Goal of the exercise>
Only the lines from the top of the listing below to the line that has "type Row = [React.ReactNode, string, string, string];" should be echoed, with both ends kept and pictures left out.

══ Data extract ══

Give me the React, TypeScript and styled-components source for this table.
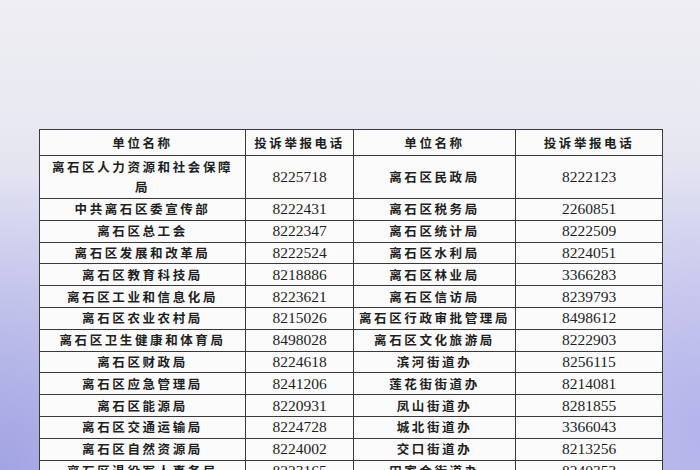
import React from "react";
import styled, { createGlobalStyle } from "styled-components";

const Global = createGlobalStyle`
  html, body { margin: 0; padding: 0; }
  body { width: 700px; height: 470px; overflow: hidden; }
`;

const Page = styled.div`
  width: 700px;
  height: 470px;
  overflow: hidden;
  box-sizing: border-box;
  padding: 129px 0 0 39px;
  background:
    radial-gradient(ellipse 260px 300px at 0% 100%, rgba(150, 152, 225, 0.75), rgba(150, 152, 225, 0) 100%),
    radial-gradient(ellipse 200px 260px at 100% 90%, rgba(170, 170, 235, 0.7), rgba(170, 170, 235, 0) 100%),
    linear-gradient(180deg, #eeeef3 0%, #e9e9f2 25%, #d9d9f0 60%, #c6c6ec 100%);
`;

const Table = styled.table`
  border-collapse: collapse;
  background: #fbfbfb;
  table-layout: fixed;
  width: 623px;
  color: #1e1e1e;
`;

const Cell = styled.td<{ $head?: boolean; $num?: boolean; $tall?: boolean }>`
  border: 1.5px solid #3a3a3a;
  padding: 0 4px;
  text-align: center;
  vertical-align: middle;
  white-space: nowrap;
  height: ${(p) => (p.$head ? "25px" : p.$tall ? "42px" : "20.8px")};
  font-family: ${(p) =>
    p.$num
      ? '"Liberation Serif", "Times New Roman", serif'
      : '"Noto Sans CJK SC", "Noto Sans CJK JP", sans-serif'};
  font-size: ${(p) => (p.$num ? "15.5px" : "12.5px")};
  font-weight: ${(p) => (p.$num ? 400 : 700)};
  letter-spacing: ${(p) => (p.$num ? "0" : "2.6px")};
  line-height: ${(p) => (p.$tall ? "20px" : "18px")};
`;

type Row = [React.ReactNode, string, string, string];

const rows: Row[] = [
  ["中共离石区委宣传部", "8222431", "离石区税务局", "2260851"],
  ["离石区总工会", "8222347", "离石区统计局", "8222509"],
  ["离石区发展和改革局", "8222524", "离石区水利局", "8224051"],
  ["离石区教育科技局", "8218886", "离石区林业局", "3366283"],
  ["离石区工业和信息化局", "8223621", "离石区信访局", "8239793"],
  ["离石区农业农村局", "8215026", "离石区行政审批管理局", "8498612"],
  ["离石区卫生健康和体育局", "8498028", "离石区文化旅游局", "8222903"],
  ["离石区财政局", "8224618", "滨河街道办", "8256115"],
  ["离石区应急管理局", "8241206", "莲花街街道办", "8214081"],
  ["离石区能源局", "8220931", "凤山街道办", "8281855"],
  ["离石区交通运输局", "8224728", "城北街道办", "3366043"],
  ["离石区自然资源局", "8224002", "交口街道办", "8213256"],
  ["离石区退役军人事务局", "8223165", "田家会街道办", "8240353"],
];

export default function App() {
  return (
    <>
      <Global />
      <Page>
        <Table>
          <colgroup>
            <col style={{ width: 206 }} />
            <col style={{ width: 108 }} />
            <col style={{ width: 162 }} />
            <col style={{ width: 147 }} />
          </colgroup>
          <tbody>
            <tr>
              <Cell $head>单位名称</Cell>
              <Cell $head>投诉举报电话</Cell>
              <Cell $head>单位名称</Cell>
              <Cell $head>投诉举报电话</Cell>
            </tr>
            <tr>
              <Cell $tall>
                离石区人力资源和社会保障
                <br />局
              </Cell>
              <Cell $tall $num>8225718</Cell>
              <Cell $tall>离石区民政局</Cell>
              <Cell $tall $num>8222123</Cell>
            </tr>
            {rows.map((r, i) => (
              <tr key={i}>
                <Cell>{r[0]}</Cell>
                <Cell $num>{r[1]}</Cell>
                <Cell>{r[2]}</Cell>
                <Cell $num>{r[3]}</Cell>
              </tr>
            ))}
          </tbody>
        </Table>
      </Page>
    </>
  );
}
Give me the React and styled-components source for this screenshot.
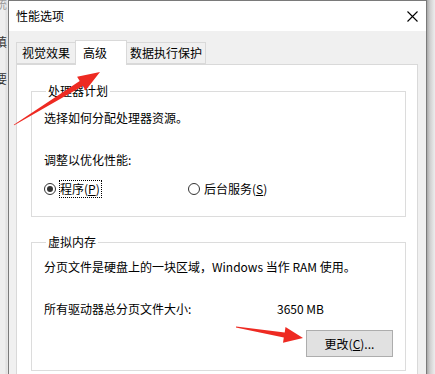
import React from 'react'
import styled, {createGlobalStyle} from 'styled-components'

const Global = createGlobalStyle`
  html, body {
    margin: 0;
    padding: 0;
    background: #f0f0f0;
  }
  body {
    font-family: "Noto Sans CJK SC", "Microsoft YaHei", sans-serif;
    font-size: 12px;
    color: #000;
  }
`

const Screen = styled.div`
  position: relative;
  width: 435px;
  height: 374px;
  overflow: hidden;
  display: flex;
`

const LeftStrip = styled.div`
  width: 8px;
  flex: none;
  overflow: hidden;
  background: linear-gradient(to right, #eeeeee 0, #eeeeee 5px, #dedede 6px, #e9e9e9 8px);
  display: flex;
  flex-direction: column;
`

const Ghost = styled.span`
  display: block;
  margin-left: -5px;
  margin-top: ${p => p.$top}px;
  line-height: 12px;
  font-size: 12px;
  color: ${p => p.$faint ? '#9a9a9a' : '#333'};
`

const RightStrip = styled.div`
  flex: 1;
  background: linear-gradient(to right, #a8a8a8 0, #cfcfcf 3px, #e2e2e2 6px, #ededed 8px);
`

const Dialog = styled.div`
  width: 419px;
  height: 420px;
  flex: none;
  box-sizing: border-box;
  border: 1px solid #7a7a7a;
  display: flex;
  flex-direction: column;
`

const TitleBar = styled.div`
  height: 30px;
  flex: none;
  background: #fff;
  display: flex;
  align-items: center;
  justify-content: space-between;
  padding: 0 8px 0 7px;
`

const Title = styled.span`
  line-height: 16px;
`

const Body = styled.div`
  flex: 1;
  background: #f0f0f0;
  padding: 9px 8px 0 7px;
  display: flex;
  flex-direction: column;
`

const TabRow = styled.div`
  height: 24px;
  display: flex;
  align-items: flex-end;
`

const Tab = styled.div`
  position: relative;
  box-sizing: border-box;
  width: ${p => p.$w}px;
  height: ${p => p.$active ? 25 : 22}px;
  margin: ${p => p.$active ? '0 -1px -1px -1px' : '0'};
  z-index: ${p => p.$active ? 1 : 0};
  background: ${p => p.$active ? '#fff' : '#f0f0f0'};
  border: 1px solid #d9d9d9;
  border-bottom: ${p => p.$active ? 'none' : '1px solid #d9d9d9'};
  display: flex;
  align-items: center;
  justify-content: ${p => p.$active ? 'flex-start' : 'center'};
  padding-left: ${p => p.$active ? 7 : 0}px;
  padding-bottom: ${p => p.$active ? 1 : 0}px;
  line-height: 16px;
`

const Panel = styled.div`
  width: 402px;
  flex: 1;
  box-sizing: border-box;
  background: #fff;
  border: 1px solid #d9d9d9;
  padding: 18px 11px 0 14px;
  display: flex;
  flex-direction: column;
`

const Group = styled.fieldset`
  margin: ${p => p.$gap}px 0 0 0;
  padding: ${p => p.$pt}px 12px ${p => p.$pb}px 12px;
  border: 1px solid #dcdcdc;
  min-width: 0;
  display: flex;
  flex-direction: column;
`

const Legend = styled.legend`
  margin-left: 2px;
  padding: 0 2px;
  line-height: 16px;
`

const Line = styled.div`
  line-height: 16px;
  margin-top: ${p => p.$mt || 0}px;
  white-space: nowrap;
`

const Key = styled.span`
  text-decoration: underline;
  text-underline-offset: 1px;
`

const RadioRow = styled.div`
  margin-top: 12px;
  display: grid;
  grid-template-columns: 144px auto;
  height: 18px;
`

const RadioItem = styled.label`
  display: flex;
  align-items: center;
  gap: 3px;
`

const RadioDot = styled.span`
  width: 12px;
  height: 12px;
  box-sizing: border-box;
  border-radius: 50%;
  border: 1px solid #333;
  display: flex;
  align-items: center;
  justify-content: center;
  &::after {
    content: '';
    width: 6px;
    height: 6px;
    border-radius: 50%;
    background: ${p => p.$on ? '#333' : 'transparent'};
  }
`

const RadioText = styled.span`
  line-height: 16px;
  padding: 0 1px 0 0;
  border: 1px dotted ${p => p.$focus ? '#000' : 'transparent'};
`

const SizeRow = styled.div`
  margin-top: 26px;
  display: grid;
  grid-template-columns: 233px auto;
  line-height: 16px;
`

const ButtonRow = styled.div`
  margin-top: 13px;
  display: flex;
  justify-content: flex-end;
`

const Button = styled.button`
  width: 87px;
  height: 27px;
  box-sizing: border-box;
  background: #e1e1e1;
  border: 1px solid #adadad;
  font: inherit;
  color: #000;
  padding: 0;
  margin: 0;
`

const Arrows = styled.svg`
  position: absolute;
  left: 0;
  top: 0;
  pointer-events: none;
`

const Close = () => (
  <svg width="11" height="11" viewBox="0 0 11 11">
    <path d="M0.5 0.5 L10.5 10.5 M10.5 0.5 L0.5 10.5" stroke="#000" strokeWidth="1.1" fill="none" />
  </svg>
)

// tapered annotation arrow, tail -> tip
const arrowPoints = (tx, ty, px, py, head, wing, neck) => {
  const dx = px - tx
  const dy = py - ty
  const len = Math.hypot(dx, dy)
  const ux = dx / len
  const uy = dy / len
  const nx = -uy
  const ny = ux
  const bx = px - ux * head
  const by = py - uy * head
  const pts = [
    [tx + nx * 0.4, ty + ny * 0.4],
    [bx + nx * neck, by + ny * neck],
    [bx + nx * wing, by + ny * wing],
    [px, py],
    [bx - nx * wing, by - ny * wing],
    [bx - nx * neck, by - ny * neck],
    [tx - nx * 0.4, ty - ny * 0.4],
  ]
  return pts.map(p => p.map(v => v.toFixed(1)).join(',')).join(' ')
}

const App = () => {
  return (
    <Screen>
      <Global />
      <LeftStrip>
        <Ghost $top={-2} $faint>统</Ghost>
        <Ghost $top={26}>填</Ghost>
        <Ghost $top={25}>要</Ghost>
      </LeftStrip>
      <Dialog>
        <TitleBar>
          <Title>性能选项</Title>
          <Close />
        </TitleBar>
        <Body>
          <TabRow>
            <Tab $w={60}>视觉效果</Tab>
            <Tab $w={52} $active>高级</Tab>
            <Tab $w={80}>数据执行保护</Tab>
          </TabRow>
          <Panel>
            <Group $gap={0} $pt={11} $pb={18}>
              <Legend>处理器计划</Legend>
              <Line>选择如何分配处理器资源。</Line>
              <Line $mt={26}>调整以优化性能:</Line>
              <RadioRow>
                <RadioItem>
                  <RadioDot $on />
                  <RadioText $focus>程序(<Key>P</Key>)</RadioText>
                </RadioItem>
                <RadioItem>
                  <RadioDot />
                  <RadioText>后台服务(<Key>S</Key>)</RadioText>
                </RadioItem>
              </RadioRow>
            </Group>
            <Group $gap={17} $pt={9} $pb={13}>
              <Legend>虚拟内存</Legend>
              <Line>分页文件是硬盘上的一块区域，Windows 当作 RAM 使用。</Line>
              <SizeRow>
                <span>所有驱动器总分页文件大小:</span>
                <span>3650 MB</span>
              </SizeRow>
              <ButtonRow>
                <Button>更改(<Key>C</Key>)...</Button>
              </ButtonRow>
            </Group>
          </Panel>
        </Body>
      </Dialog>
      <RightStrip />
      <Arrows width="435" height="374" viewBox="0 0 435 374">
        <polygon points={arrowPoints(14, 125, 100, 72, 22, 8, 3)} fill="#ee2a22" />
        <polygon points={arrowPoints(236, 327, 303, 338, 19, 8, 2.6)} fill="#ee2a22" />
      </Arrows>
    </Screen>
  )
}

export default App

═══

Answer to this exercise>
Give me the React, TypeScript and styled-components source for this table.
import React from "react";
import styled, { createGlobalStyle } from "styled-components";

const Global = createGlobalStyle`
  html, body { margin: 0; padding: 0; }
  body { width: 700px; height: 470px; overflow: hidden; }
`;

const Page = styled.div`
  width: 700px;
  height: 470px;
  overflow: hidden;
  box-sizing: border-box;
  padding: 129px 0 0 39px;
  background:
    radial-gradient(ellipse 260px 300px at 0% 100%, rgba(150, 152, 225, 0.75), rgba(150, 152, 225, 0) 100%),
    radial-gradient(ellipse 200px 260px at 100% 90%, rgba(170, 170, 235, 0.7), rgba(170, 170, 235, 0) 100%),
    linear-gradient(180deg, #eeeef3 0%, #e9e9f2 25%, #d9d9f0 60%, #c6c6ec 100%);
`;

const Table = styled.table`
  border-collapse: collapse;
  background: #fbfbfb;
  table-layout: fixed;
  width: 623px;
  color: #1e1e1e;
`;

const Cell = styled.td<{ $head?: boolean; $num?: boolean; $tall?: boolean }>`
  border: 1.5px solid #3a3a3a;
  padding: 0 4px;
  text-align: center;
  vertical-align: middle;
  white-space: nowrap;
  height: ${(p) => (p.$head ? "25px" : p.$tall ? "42px" : "20.8px")};
  font-family: ${(p) =>
    p.$num
      ? '"Liberation Serif", "Times New Roman", serif'
      : '"Noto Sans CJK SC", "Noto Sans CJK JP", sans-serif'};
  font-size: ${(p) => (p.$num ? "15.5px" : "12.5px")};
  font-weight: ${(p) => (p.$num ? 400 : 700)};
  letter-spacing: ${(p) => (p.$num ? "0" : "2.6px")};
  line-height: ${(p) => (p.$tall ? "20px" : "18px")};
`;

type Row = [React.ReactNode, string, string, string];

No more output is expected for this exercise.